In the Reiner case, it was very clear why the babysitter would reasonably believe that her truthful testimony would place her in jeopardy. Supposing the jury had acquitted the father, the state might have turned around and prosecuted the babysitter. The babysitter’s truthful testimony would have assisted the state in establishing numerous facts critical to proving the babysitter’s guilt – most importantly, that the babysitter was alone with the baby during the critical time period, and therefore had opportunity to commit the crime. Thus, the Court concluded that her assertion of the Fifth Amendment was valid under the circumstances, notwithstanding her claim of innocence.
The Reiner decision has been applied and discussed in some depth in at least two subsequent cases. See In re Proceedings Before a Grand Jury, 768 N.E.2d 1102 (Mass.App.Ct. 2002) (“As in Reiner, the witness in the case before us was one of but two individuals who, because of timing and opportunity, were in a position to have perpetrated the crimes, and she has been implicated by the only other person so situated.”); Hernandez v. State 2007 WL 671317 (Tex. App. San Antonio 2007) (“Here, Jose Gutierrez's testimony for the State placed Alex Medina at the scene during the assault, and Hernandez's written statement, although not admitted into evidence, implicated Medina in the assault, revealing a potential for self-incrimination if Medina testified.”).
What Reiner and the cases that have followed it have in common is the following: (1) there was absolutely no question that clearly identified crime occurred; (2) the witness was present when and where the crime occurred or could have occurred, and had the opportunity to commit the crime; (3) the witness was among a very small number of people so situated; and (4) another person in that suspect group had accused the witness of committing the crime.

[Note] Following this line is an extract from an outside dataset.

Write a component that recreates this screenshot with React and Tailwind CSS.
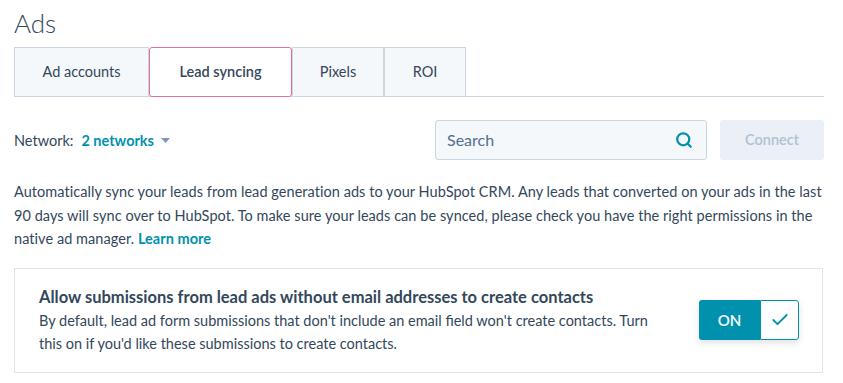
import React from "react";
import { Search, Check } from "lucide-react";

const tabs = [
    { label: "Ad accounts", width: "w-[135px]" },
    { label: "Lead syncing", width: "w-[143px]", active: true },
    { label: "Pixels", width: "w-[92px]" },
    { label: "ROI", width: "w-[82px]" },
];

function App() {
    return (
        <div className="bg-white min-h-screen font-['Lato',sans-serif] text-[#33475b] pl-[14px] pr-[19px]">
            {/* Header */}
            <h1 className="text-[26px] font-light leading-none pt-[10px] h-[47px]">Ads</h1>

            {/* Tabs */}
            <div className="flex border-b border-[#cbd6e2] h-[50px]">
                {tabs.map((tab) =>
                    tab.active ? (
                        <div
                            key={tab.label}
                            className={`${tab.width} h-[50px] -mb-px flex items-center justify-center bg-white border border-[#e66e9a] rounded-[3px] text-[14.5px] font-semibold text-[#33475b]`}
                        >
                            {tab.label}
                        </div>
                    ) : (
                        <div
                            key={tab.label}
                            className={`${tab.width} h-[49px] flex items-center justify-center bg-[#f5f8fa] border-t border-l border-r border-[#cbd6e2] text-[14.5px]`}
                        >
                            {tab.label}
                        </div>
                    )
                )}
            </div>

            {/* Network / search row */}
            <div className="flex items-center mt-[23px] h-[40px]">
                <div className="flex items-center text-[14.5px] pt-[1px]">
                    <span>Network:</span>
                    <span className="ml-[8px] font-bold text-[#0091ae]">2 networks</span>
                    <svg width="9" height="5" viewBox="0 0 9 5" className="ml-[7px]">
                        <path d="M0 0h9L4.5 5z" fill="#7c98b6" />
                    </svg>
                </div>
                <div className="ml-auto flex items-center gap-[13px]">
                    <div className="w-[272px] h-[40px] flex items-center justify-between bg-[#f5f8fa] border border-[#cbd6e2] rounded-[3px] pl-[11px] pr-[13px]">
                        <span className="text-[16px] text-[#516f90]">Search</span>
                        <Search className="w-[18px] h-[18px] text-[#0091ae]" strokeWidth={3} />
                    </div>
                    <button className="w-[104px] h-[40px] bg-[#eaf0f6] rounded-[3px] text-[14.5px] font-semibold text-[#b0c1d4]">
                        Connect
                    </button>
                </div>
            </div>

            {/* Description */}
            <p className="text-[14.5px] tracking-[0.05px] leading-[23.5px] mt-[20px] w-[812px]">
                Automatically sync your leads from lead generation ads to your HubSpot CRM. Any leads that converted on your ads in the last 90 days will sync over to HubSpot. To make sure your leads can be synced, please check you have the right permissions in the native ad manager.{" "}
                <span className="font-bold text-[#0091ae]">Learn more</span>
            </p>

            {/* Setting card */}
            <div className="mt-[17px] w-[809px] h-[105px] border border-[#dfe3eb] flex items-center justify-between pl-[24px] pr-[23px]">
                <div className="w-[627px]">
                    <div className="text-[16.5px] font-bold leading-[22px] whitespace-nowrap">
                        Allow submissions from lead ads without email addresses to create contacts
                    </div>
                    <div className="text-[14.5px] leading-[23px] mt-[1px]">
                        By default, lead ad form submissions that don't include an email field won't create contacts. Turn this on if you'd like these submissions to create contacts.
                    </div>
                </div>
                <div className="flex h-[40px] rounded-[3px] shadow-[0_3px_6px_rgba(45,62,80,0.15)]">
                    <div className="w-[61px] bg-[#0091ae] rounded-l-[3px] flex items-center justify-center text-white text-[15px] font-semibold">
                        ON
                    </div>
                    <div className="w-[39px] bg-white border border-[#0091ae] rounded-r-[3px] flex items-center justify-center">
                        <Check className="w-[20px] h-[20px] text-[#0091ae]" strokeWidth={2.25} />
                    </div>
                </div>
            </div>
        </div>
    );
}

export default App;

Based upon these cases, it seems clear that the Reiner case applies in a very narrow set of circumstances. Whether those circumstances are present in the Goodling case remains to be seen. However, if it is true that Goodling is in a situation where Reiner would clearly control, that means that a crime has been committed at a high level of the Justice Department, and that Goodling or someone within a very small circle surrounding her is complicit and either blames her or is expected to blame her.
On the other hand, it seems at least as likely that Goodling is simply trying to stretch the narrow Reiner rule far beyond what the legal precedent seems to support.